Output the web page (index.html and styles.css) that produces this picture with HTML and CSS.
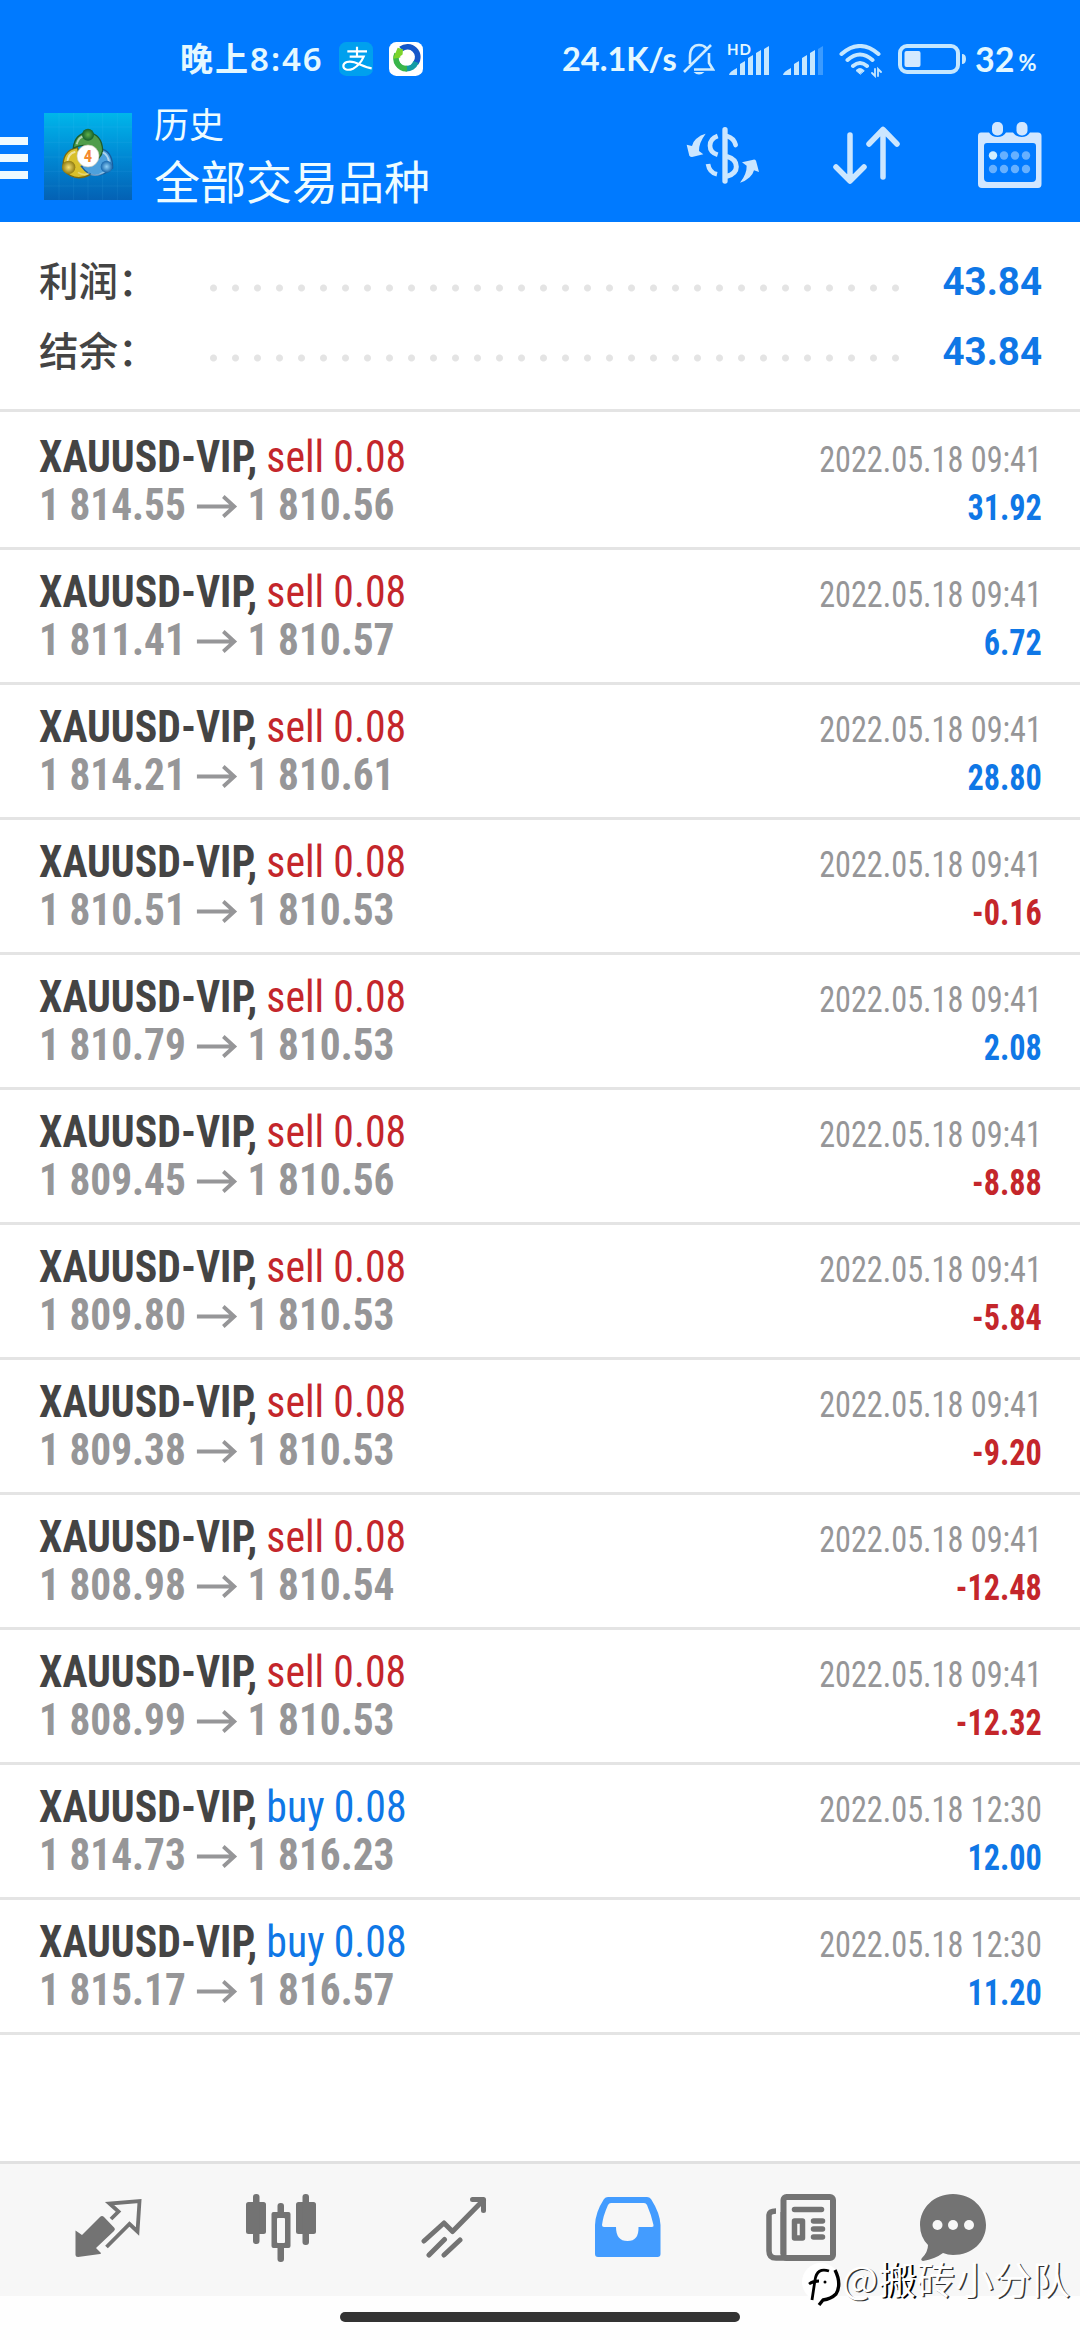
FILE: index.html
```html
<!DOCTYPE html>
<html lang="zh-CN">
<head>
<meta charset="utf-8">
<title>历史</title>
<link rel="stylesheet" href="styles.css">
</head>
<body>
<svg class="defs" width="0" height="0">
  <symbol id="arrow" viewBox="0 0 43 24"><path d="M0 12.5H40M28 2.5L39.5 12.5L28 22.5" fill="none" stroke="currentColor" stroke-width="4"/></symbol>
</svg>
<div class="screen">
  <header class="header">
    <div class="status">
      <span class="time">晚上8:46</span>
      <svg class="app-pay" width="34" height="34" viewBox="0 0 102 102"><rect width="102" height="102" rx="22" fill="#00a0ee"/><path d="M25 28H84M54 14V44M32 44H74C68 58 58 72 42 80C26 87 13 82 13 72C13 60 30 56 46 61C62 66 80 76 98 79" fill="none" stroke="#fff" stroke-width="6.5"/></svg>
      <svg class="app-sync" width="34" height="34" viewBox="0 0 102 102"><rect width="102" height="102" rx="22" fill="#fff"/><path d="M36 21A31 31 0 0 1 80 64" fill="none" stroke="#1557c9" stroke-width="17"/><path d="M81 60A31 31 0 0 1 50 80" fill="none" stroke="#149ba5" stroke-width="17"/><path d="M54 80A31 31 0 0 1 24 36" fill="none" stroke="#39b54a" stroke-width="17"/><path d="M26 17L42 22L40 46L12 50Z" fill="#7cd32b"/><path d="M34 42L48 34L66 36L74 54H66V68L54 56L48 68L34 62Z" fill="#fff"/></svg>
      <span class="speed">24.1K/s</span>
      <svg class="bell" width="32" height="32" viewBox="0 0 32 32" fill="none" stroke="#cfecff" stroke-width="2.6"><path d="M7 21V13C7 6 10.500 2 16 2C19 2 21.500 3 23 5M26 10V20L30 26.500H11M1 29L28 2"/><path d="M10.500 29H21.500Q16 34 10.500 29Z" fill="#cfecff" stroke="none"/></svg>
      <div class="hd">
        <span class="hd-label">HD</span>
        <svg width="41" height="30" viewBox="0 0 41 30" fill="#c5e7ff"><path d="M0 29Q0 26 8 22V29ZM11 18L16 15V29H11ZM19 12L24 9V29H19ZM27 7L32 4V29H27ZM35 3L40 0V29H35Z"/></svg>
      </div>
      <svg class="signal" width="41" height="30" viewBox="0 0 41 30" fill="#c5e7ff"><path d="M0 29Q0 26 8 22V29ZM11 18L16 15V29H11ZM19 12L24 9V29H19ZM27 7L32 4V29H27Z"/><path d="M35 3L40 0V29H35Z" opacity=".3"/></svg>
      <svg class="wifi" width="43" height="34" viewBox="0 0 43 34" fill="none" stroke="#c5e7ff" stroke-width="4" stroke-linecap="round"><path d="M2.500 10Q21 -6 39.500 10M8.500 16Q21 5 33.500 16M14 22Q21 16 28 22"/><path d="M21 30L17 26.500Q21 22.500 25 26.500Z" fill="#c5e7ff" stroke-width="1"/><path d="M36 25V32L33 29M39 32V25L42 28" stroke-width="1.800"/></svg>
      <svg class="battery" width="68" height="30" viewBox="0 0 68 30"><rect x="2" y="2" width="58" height="26" rx="7" fill="none" stroke="#c5e7ff" stroke-width="4"/><rect x="6.500" y="7" width="16" height="16" rx="2" fill="#d4e9ff"/><path d="M64 10Q68 10 68 15T64 20Z" fill="#c5e7ff"/></svg>
      <span class="level">32</span><span class="percent">%</span>
    </div>
    <div class="toolbar">
      <div class="menu"><i></i><i></i><i></i></div>
      <svg class="logo" width="88" height="87" viewBox="0 0 264 261">
        <defs>
          <linearGradient id="sky" x2="0" y2="1"><stop offset="0" stop-color="#00b6ea"/><stop offset=".5" stop-color="#0089d4"/><stop offset="1" stop-color="#0461b4"/></linearGradient>
          <radialGradient id="gr"><stop stop-color="#5fb04a"/><stop offset="1" stop-color="#14602b"/></radialGradient>
          <radialGradient id="ye"><stop stop-color="#f4e074"/><stop offset="1" stop-color="#8f7a10"/></radialGradient>
          <radialGradient id="bl"><stop stop-color="#8fd0f7"/><stop offset="1" stop-color="#1767ad"/></radialGradient>
        </defs>
        <rect width="264" height="261" fill="url(#sky)"/>
        <path d="M45 0V261M89 0V261M132 0V261M176 0V261M220 0V261M0 42H264M0 88H264M0 132H264M0 175H264M0 219H264" stroke="#6fd8ff" stroke-opacity=".14" stroke-width="2"/>
        <path d="M58 170Q52 112 100 104Q108 140 140 184Q92 210 58 170Z" fill="#d9c02c" stroke="#7b6910" stroke-width="4"/>
        <path d="M206 165Q206 112 166 106Q160 140 112 160Q150 212 206 165Z" fill="#4da0dc" stroke="#175c9c" stroke-width="4"/>
        <path d="M88 105Q92 62 132 58Q174 64 176 112Q174 126 164 136Q140 80 88 105Z" fill="#4f9d4b" stroke="#1d5c2b" stroke-width="4"/>
        <path d="M70 150Q70 122 94 116M196 150Q192 124 176 118M98 94Q104 72 120 70" fill="none" stroke="#fff" stroke-opacity=".55" stroke-width="6"/>
        <path d="M102 178Q120 190 136 180M140 184Q160 192 182 176" fill="none" stroke="#fff" stroke-opacity=".35" stroke-width="5"/>
        <circle cx="132" cy="65" r="18" fill="url(#gr)"/><circle cx="74" cy="163" r="20" fill="url(#ye)"/><circle cx="188" cy="161" r="18" fill="url(#bl)"/>
        <circle cx="132" cy="129" r="33" fill="#fff" stroke="#c9c9b8" stroke-width="2"/>
        <text class="logo-digit" x="132" y="148" text-anchor="middle">4</text>
      </svg>
      <div class="titles"><span class="section">历史</span><span class="filter">全部交易品种</span></div>
      <svg class="dollar" width="74" height="58" viewBox="46 45 222 174" fill="none" stroke="#cbe6ff"><path d="M163 56V210" stroke-width="16" stroke-linecap="round"/><path d="M170 76Q189 81 195 102" stroke-width="14" stroke-linecap="round"/><path d="M141 75Q118 83 118 104Q118 124 141 131M112 159Q116 185 139 190" stroke-width="14"/><path d="M168 136Q197 144 197 167Q197 188 168 196" stroke-width="15"/><path d="M105 68Q90 71 76 84Q66 93 64 105L48 101L56 134Q59 138 64 138L98 130L85 120Q84 96 105 68Z" fill="#cbe6ff" stroke="none"/><path d="M208 215Q223 212 237 199Q247 190 250 178L265 183L256 149Q253 145 248 146L214 154L228 164Q229 188 208 215Z" fill="#cbe6ff" stroke="none"/></svg>
      <svg class="sort" width="67" height="58" viewBox="0 0 67 58" fill="none" stroke="#cbe6ff" stroke-width="5.500" stroke-linecap="round" stroke-linejoin="round"><path d="M17 9V54M3 41L17 55L31 41M50 51V4M36 18L50 3.500L64 18"/></svg>
      <svg class="calendar" width="64" height="66" viewBox="0 0 64 66"><path fill="#d2e7ff" fill-rule="evenodd" d="M3 10.500H11Q14 15 19.500 15T28 10.500H35Q38 15 43.500 15T52 10.500H60Q63.500 10.500 63.500 14V62Q63.500 66 60 66H4Q0 66 0 62V14Q0 10.500 3 10.500ZM9 21Q6 21 6 24V56Q6 60 10 60H54Q58 60 58 56V24Q58 21 55 21Z"/><rect x="14" width="11" height="13.500" rx="5" fill="#d2e7ff"/><rect x="38.500" width="11" height="13.500" rx="5" fill="#d2e7ff"/><g fill="#66b0ff"><circle cx="15" cy="33.500" r="4.200" fill="#d2eeff"/><circle cx="26" cy="33.500" r="4.200"/><circle cx="37" cy="33.500" r="4.200"/><circle cx="48" cy="33.500" r="4.200"/><circle cx="15" cy="47" r="4.200"/><circle cx="26" cy="47" r="4.200"/><circle cx="37" cy="47" r="4.200"/><circle cx="48" cy="47" r="4.200"/></g></svg>
    </div>
  </header>

  <section class="summary">
    <div class="sum-row"><span class="label">利润：</span><span class="dots"></span><span class="total">43.84</span></div>
    <div class="sum-row"><span class="label">结余：</span><span class="dots"></span><span class="total">43.84</span></div>
  </section>

  <main class="deals">
    <div class="deal"><div class="info"><div class="name"><b>XAUUSD-VIP,</b> <span class="sell">sell 0.08</span></div><div class="prices">1 814.55<svg class="arrow"><use href="#arrow"/></svg>1 810.56</div></div><div class="result"><div class="date">2022.05.18 09:41</div><div class="gain">31.92</div></div></div>
    <div class="deal"><div class="info"><div class="name"><b>XAUUSD-VIP,</b> <span class="sell">sell 0.08</span></div><div class="prices">1 811.41<svg class="arrow"><use href="#arrow"/></svg>1 810.57</div></div><div class="result"><div class="date">2022.05.18 09:41</div><div class="gain">6.72</div></div></div>
    <div class="deal"><div class="info"><div class="name"><b>XAUUSD-VIP,</b> <span class="sell">sell 0.08</span></div><div class="prices">1 814.21<svg class="arrow"><use href="#arrow"/></svg>1 810.61</div></div><div class="result"><div class="date">2022.05.18 09:41</div><div class="gain">28.80</div></div></div>
    <div class="deal"><div class="info"><div class="name"><b>XAUUSD-VIP,</b> <span class="sell">sell 0.08</span></div><div class="prices">1 810.51<svg class="arrow"><use href="#arrow"/></svg>1 810.53</div></div><div class="result"><div class="date">2022.05.18 09:41</div><div class="loss">-0.16</div></div></div>
    <div class="deal"><div class="info"><div class="name"><b>XAUUSD-VIP,</b> <span class="sell">sell 0.08</span></div><div class="prices">1 810.79<svg class="arrow"><use href="#arrow"/></svg>1 810.53</div></div><div class="result"><div class="date">2022.05.18 09:41</div><div class="gain">2.08</div></div></div>
    <div class="deal"><div class="info"><div class="name"><b>XAUUSD-VIP,</b> <span class="sell">sell 0.08</span></div><div class="prices">1 809.45<svg class="arrow"><use href="#arrow"/></svg>1 810.56</div></div><div class="result"><div class="date">2022.05.18 09:41</div><div class="loss">-8.88</div></div></div>
    <div class="deal"><div class="info"><div class="name"><b>XAUUSD-VIP,</b> <span class="sell">sell 0.08</span></div><div class="prices">1 809.80<svg class="arrow"><use href="#arrow"/></svg>1 810.53</div></div><div class="result"><div class="date">2022.05.18 09:41</div><div class="loss">-5.84</div></div></div>
    <div class="deal"><div class="info"><div class="name"><b>XAUUSD-VIP,</b> <span class="sell">sell 0.08</span></div><div class="prices">1 809.38<svg class="arrow"><use href="#arrow"/></svg>1 810.53</div></div><div class="result"><div class="date">2022.05.18 09:41</div><div class="loss">-9.20</div></div></div>
    <div class="deal"><div class="info"><div class="name"><b>XAUUSD-VIP,</b> <span class="sell">sell 0.08</span></div><div class="prices">1 808.98<svg class="arrow"><use href="#arrow"/></svg>1 810.54</div></div><div class="result"><div class="date">2022.05.18 09:41</div><div class="loss">-12.48</div></div></div>
    <div class="deal"><div class="info"><div class="name"><b>XAUUSD-VIP,</b> <span class="sell">sell 0.08</span></div><div class="prices">1 808.99<svg class="arrow"><use href="#arrow"/></svg>1 810.53</div></div><div class="result"><div class="date">2022.05.18 09:41</div><div class="loss">-12.32</div></div></div>
    <div class="deal"><div class="info"><div class="name"><b>XAUUSD-VIP,</b> <span class="buy">buy 0.08</span></div><div class="prices">1 814.73<svg class="arrow"><use href="#arrow"/></svg>1 816.23</div></div><div class="result"><div class="date">2022.05.18 12:30</div><div class="gain">12.00</div></div></div>
    <div class="deal"><div class="info"><div class="name"><b>XAUUSD-VIP,</b> <span class="buy">buy 0.08</span></div><div class="prices">1 815.17<svg class="arrow"><use href="#arrow"/></svg>1 816.57</div></div><div class="result"><div class="date">2022.05.18 12:30</div><div class="gain">11.20</div></div></div>
  </main>

  <nav class="tabs">
    <svg class="quotes" width="68" height="68" viewBox="0 0 68 68" fill="#737373"><path d="M0.500 36.500L7 41L25 23Q27 21 29 23L39.500 34Q40.500 35.500 39 37L21 54L26 59Q26 60 25 60L3 63Q0.500 63 0.500 61Z"/><path d="M36 25L43.500 17.500L34.500 9.500L64.500 7L62.500 37.500L54.500 30L31.500 53" fill="none" stroke="#737373" stroke-width="3.800"/></svg>
    <svg class="charts" width="70" height="68" viewBox="0 0 70 68" fill="#737373"><rect y="8" width="20" height="32" rx="2.500"/><rect x="7" width="6.500" height="50" rx="3"/><rect x="50" y="8" width="20" height="32" rx="2.500"/><rect x="56.500" width="6.500" height="51" rx="3"/><rect x="31.500" y="9" width="6.500" height="14" rx="3"/><rect x="31.500" y="50" width="6.500" height="18" rx="3"/><path fill-rule="evenodd" d="M27.500 18H42.500Q44.500 18 44.500 20V52Q44.500 54 42.500 54H27.500Q25.500 54 25.500 52V20Q25.500 18 27.500 18ZM32 24Q31 24 31 25V48Q31 49 32 49H38Q39 49 39 48V25Q39 24 38 24Z"/></svg>
    <svg class="trade" width="66" height="68" viewBox="0 0 66 68" fill="none" stroke="#737373" stroke-width="5" stroke-linecap="round" stroke-linejoin="round"><path d="M3 47L23 29L31.500 37.500L62.500 6M51.500 5.500H62.500V16.500M8 61L23.500 45.500M23 61L39 46"/></svg>
    <svg class="history" width="67" height="68" viewBox="0 0 67 68"><path fill="#439cff" fill-rule="evenodd" d="M14 3H53Q55.500 3 57 5Q66 19 66.500 31V60Q66.500 63 63.500 63H4Q1 63 1 60V31Q1.500 18 10 5Q11.500 3 14 3ZM17 9Q15 9 14 11Q9 22 8 31Q8 33 10 33H22Q22 47 33.500 47T44.500 33H58Q60 33 59.500 31Q57 20 53 11Q52 9 50 9Z"/></svg>
    <svg class="news" width="70" height="68" viewBox="0 0 70 68" fill="none" stroke="#737373"><rect x="17.500" y="3" width="49.500" height="61" rx="3" stroke-width="6"/><path d="M10 17Q3.500 17 3 21V57Q3 64 10 64H20" stroke-width="5.500"/><path d="M17 18V60" stroke-width="5"/><path d="M28.500 15.500H55.500" stroke-width="5.500" stroke-linecap="round"/><path d="M47.500 27H56.500M47.500 35H56.500M47.500 43H56.500" stroke-width="5.500" stroke-linecap="round"/><rect x="28.500" y="27" width="8" height="17" stroke-width="5.500" stroke-linejoin="round"/></svg>
    <svg class="chat" width="68" height="68" viewBox="0 0 68 68"><path fill="#737373" d="M34 0C53 0 67 14 67 31S53 61 34 61Q29 61 24 59Q16 65 4 67Q1 66 3 64Q9 58 9 51Q1 43 1 31C1 14 15 0 34 0Z"/><g fill="#f7f7f7"><circle cx="18.500" cy="31" r="5"/><circle cx="34" cy="31" r="5"/><circle cx="50" cy="31" r="5"/></g></svg>
  </nav>
  <div class="home"><span class="home-bar"></span></div>

  <div class="watermark">
    <svg width="40" height="46" viewBox="0 0 40 46"><circle cx="19" cy="21" r="19" fill="#fff"/><path d="M27 10Q15 6 13 19L10 39M7 23Q11 20 17 20" fill="none" stroke="#000" stroke-width="2.800"/><path d="M33 9Q40 23 34 33Q29 38 21 39L17 44" fill="none" stroke="#000" stroke-width="3.400"/><circle cx="23" cy="21" r="1.500"/></svg>
    <span>@<b>搬</b>砖小分队</span>
  </div>
</div>
</body>
</html>
```
FILE: styles.css
```css
* { box-sizing: border-box; }
body { margin: 0; background: #fff; font-family: "Roboto Condensed", Roboto, "Noto Sans CJK SC", sans-serif; }
svg { display: block; flex: none; }
.defs { position: absolute; }
.screen { position: relative; width: 1080px; height: 2340px; display: flex; flex-direction: column; overflow: hidden; }

.header { height: 222px; padding-top: 27px; background: #007aff; color: #eefcff; }
.status { height: 64px; padding-left: 180px; display: flex; align-items: center; white-space: nowrap; color: #e4f8ff; font-family: Lato, "Noto Sans CJK SC", sans-serif; font-weight: 700; font-size: 34px; line-height: 64px; }
.time { width: 159px; font-family: "Noto Sans", "Noto Sans CJK SC", sans-serif; font-weight: 600; font-size: 33px; letter-spacing: 2px; }
.app-sync { margin-left: 16px; }
.speed { width: 121px; margin-left: 139px; font-size: 32.5px; }
.hd { width: 43px; height: 34px; margin-left: 12px; position: relative; display: flex; align-items: flex-end; justify-content: flex-end; }
.hd-label { position: absolute; left: 0; top: 0; font-size: 15px; line-height: 15px; letter-spacing: 1px; }
.signal { margin: 4px 0 0 13px; }
.wifi { margin: 4px 0 0 15px; }
.battery { margin-left: 16px; }
.level { margin-left: 9px; font-size: 34px; }
.percent { margin: 7px 0 0 4px; font-size: 22px; }

.toolbar { height: 131px; display: flex; align-items: center; }
.menu { width: 28px; display: flex; flex-direction: column; gap: 9px; padding-top: 2px; }
.menu i { height: 8px; background: #eefaff; }
.logo { margin-left: 16px; }
.logo-digit { font: 700 50px "Roboto Condensed", sans-serif; fill: #f58a2e; }
.titles { width: 280px; margin-left: 22px; padding-bottom: 12px; display: flex; flex-direction: column; line-height: 56px; white-space: nowrap; font-family: "Noto Sans CJK SC", sans-serif; }
.section { font-size: 35px; }
.filter { font-size: 46px; }
.dollar { margin: 0 0 3px 252px; }
.sort { margin: 0 0 3px 73px; }
.calendar { margin: 0 0 3px 78px; }

.summary { height: 190px; padding: 24px 38px 0 39px; border-bottom: 3px solid #e4e4e4; }
.sum-row { height: 70px; display: flex; align-items: center; }
.label { width: 163px; padding-bottom: 4px; font: 500 39.5px/66px "Noto Sans CJK SC", sans-serif; color: #444; white-space: nowrap; }
.dots { width: 704px; height: 8px; margin-top: 14px; background: radial-gradient(circle at 11.5px 4px, #e4e4e4 3px, transparent 4px) 0 0 / 22px 8px; }
.total { flex: 1; padding-top: 1px; text-align: right; font: 700 38.5px/70px Roboto, sans-serif; color: #0f77e6; }

.deals { flex: 1; padding-top: 3px; }
.deal { height: 135px; padding: 18px 38px 0 39px; display: flex; justify-content: space-between; border-bottom: 3px solid #e4e4e4; line-height: 48px; white-space: nowrap; }
.info { font-size: 44px; transform: scaleX(.95); transform-origin: left; }
.name { word-spacing: -.5px; color: #444; }
.prices { padding-top: 1px; display: flex; align-items: center; font-size: 43.5px; font-weight: 700; color: #969698; }
.arrow { width: 43px; height: 24px; margin: 0 11px; }
.result { padding-top: 3px; text-align: right; font-size: 36px; transform: scaleX(.895); transform-origin: right; }
.date { color: #969698; }
.sell { color: #c4262b; }
.buy { color: #0f77e6; }
.gain { font-weight: 700; color: #0f77e6; }
.loss { font-weight: 700; color: #c4262b; }

.tabs { height: 135px; padding: 30px 0 0 75px; display: flex; background: #f7f7f7; border-top: 3px solid #e1e1e1; }
.charts { margin-left: 103px; }
.trade { margin-left: 105px; }
.history { margin-left: 107px; }
.news { margin-left: 105px; }
.chat { margin-left: 83px; }
.home { height: 44px; padding-top: 16px; display: flex; justify-content: center; background: #fefefe; }
.home-bar { width: 400px; height: 10px; border-radius: 5px; background: #333; }

.watermark { position: absolute; left: 802px; top: 2257px; display: flex; align-items: center; color: #fff; font: 38px/42px "Noto Sans CJK SC", sans-serif; text-shadow: 1.5px 1px 0 #333; white-space: nowrap; }
.watermark span { padding-bottom: 11px; letter-spacing: .4px; }
.watermark b { font-weight: 400; text-shadow: 2px 1px 0 #000; }
```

#### What to produce:
Filter the listing for the word "styles" and copy every line that holds it.

#### Complete response:
Output the web page (index.html and styles.css) that produces this picture with HTML and CSS.
<link rel="stylesheet" href="styles.css">
FILE: styles.css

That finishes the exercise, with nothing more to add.